Apple i U2 chcą muzyki odpornej na piractwo i wierzą, że ludzie ją kupią
Zabezpieczenia antypirackie popadły w niełaskę i kolejni wydawcy treści je porzucają, notując przy tym zaskakujące niekiedy wyniki sprzedaży. Kilkukrotnie zanotowano spadek piractwa po usunięciu DRM z materiałów muzycznych lub filmowych. Tym bardziej dziwi nowy pomysł firmy Apple, który ochoczo poparł ich nowy partner – irlandzka grupa U2.
Inżynierowie z firmy Apple pracują nad nowym formatem plików muzycznych. Ma on być oczywiście tak ekscytujący i kuszący, że fani nie będą mogli powstrzymać się przed kupnem płyt w postaci cyfrowej. Bono już obiecał, że za 18 miesięcy nowy album jego grupy będzie można kupić w nowym, audiowizualnym, interaktywnym formacie. Lider U2 obiecał także, że format przywróci graficzną oprawę albumu w najpotężniejszej formie oraz umożliwi odtwarzanie tekstu i zajrzenie za kulisy piosenek na iPadzie lub ogromnym, płaskim ekranie.
Brzmi znajomo? Zdecydowanie. 5 lat temu mówiło się o formacie CMX, który wspólnymi siłami chciały stworzyć wytwórnie Warner, Universal, EMI i Sony Music. W pliku zapisany miał być dźwięk, okładka płyty, tekst piosenki i wideo. Apple również robił już podejście do takiego sposobu zapisu utworów – jego format nosił nazwę roboczą Cocktail.

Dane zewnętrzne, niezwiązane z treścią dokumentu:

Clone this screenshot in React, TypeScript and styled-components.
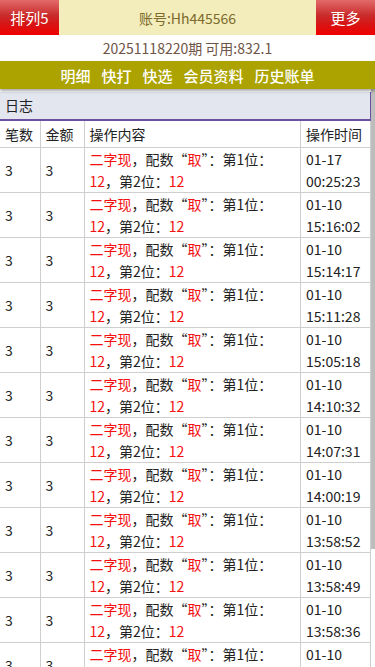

Reality Distortion Field może i działa, ale Bono jest na nie odporny (albo ma własne). Lider U2 obiecał, że nowy format będzie zabezpieczony i nie da się go „piracić”. Tym samym cofnie dystrybucję muzyki o kilka lat. Steve Jobs powiedział kiedyś: wierzymy, iż 80% osób nielegalnie pobierających muzykę nie chce jej kraść. Naszym zdaniem zdobywaliby ją legalnie, gdyby ktoś zaoferował im konkurencyjny, pociągający sposób. W roku 2007 CEO firmy Apple nawoływał także do pozbycia się DRM, który nie rozwiązuje żadnych problemów z naruszaniem praw autorskich, i przekonywał wydawnictwa muzyczne do licencjonowania muzyki dla iTunes bez antypirackich zabezpieczeń. W tym samym roku, jako pierwsza z tych największych, zdecydowała się na to wytwórnia EMI. W styczniu 2009 roku firma Apple ogłosiła, że już 80% muzyki w iTunes nie ma żadnych mechanizmów DRM. Trwające obecnie prace w pewnym stopniu pogrzebią starania Steve'a Jobsa.
Format ten wydaje się być szczególnie nietrafiony w czasach, kiedy społeczeństwo nie tylko nienawidzi DRM, ale też przekonuje się do modelu dostępowego (Spotify, Deezer, Google Music All Access). Szacuje się, że w ciągu najbliższych 5 lat usługi muzyczne, bazujące na subskrypcji, będą generować 71% dochodu z cyfrowej dystrybucji muzyki. Apple kupił Beats Audio prawdopodobnie po to, by zdobyć kawałek tego tortu, ale najwyraźniej tradycyjnej sprzedaży cyfrowych plików nie porzuci.
Opracowywany format cofnie nas o kilka lat nie tylko w dziedzinie dystrybucji, ale ten drugi aspekt niekoniecznie będzie negatywny. Z wypowiedzi Bono wynika, że Apple i U2 chcą wskrzesić ideę albumu muzycznego jako całości składającej się z okładki, zestawu utworów i różnych materiałów dodatkowych. To posunięcie z pewnością ucieszy „staromodnych” miłośników muzyki, którzy na Spotify zapisują całe płyty i z nostalgią spoglądają w kierunku pięknie wydanych winyli.
Współpraca Apple i U2 będzie trwać dalej. Po firmowanym przez irlandzką grupę iPodzie więzy zostały zacieśnione, a w tym roku mogliśmy obserwować kolejne wspólne przedsięwzięcie. Podczas konferencji prasowej, na której zaprezentowany został między innymi iPhone 6, Tim Cook ogłosił, że każdy może pobrać nowy album U2 z iTunes bez opłat. Atrakcyjny gest został jednak okrzyknięty PR-ową katastrofą – płyta znalazła się w bibliotekach 500 milionów klientów iTunes, czy tego chcieli, czy nie. A trzeba zaznaczyć, że nie wszyscy kochają irlandzką grupę. Firma Apple musiała udostępnić narzędzie, które usunie Songs of Innocence z bibliotek wściekłych użytkowników i skasuje ślad po płycie z historii zakupów.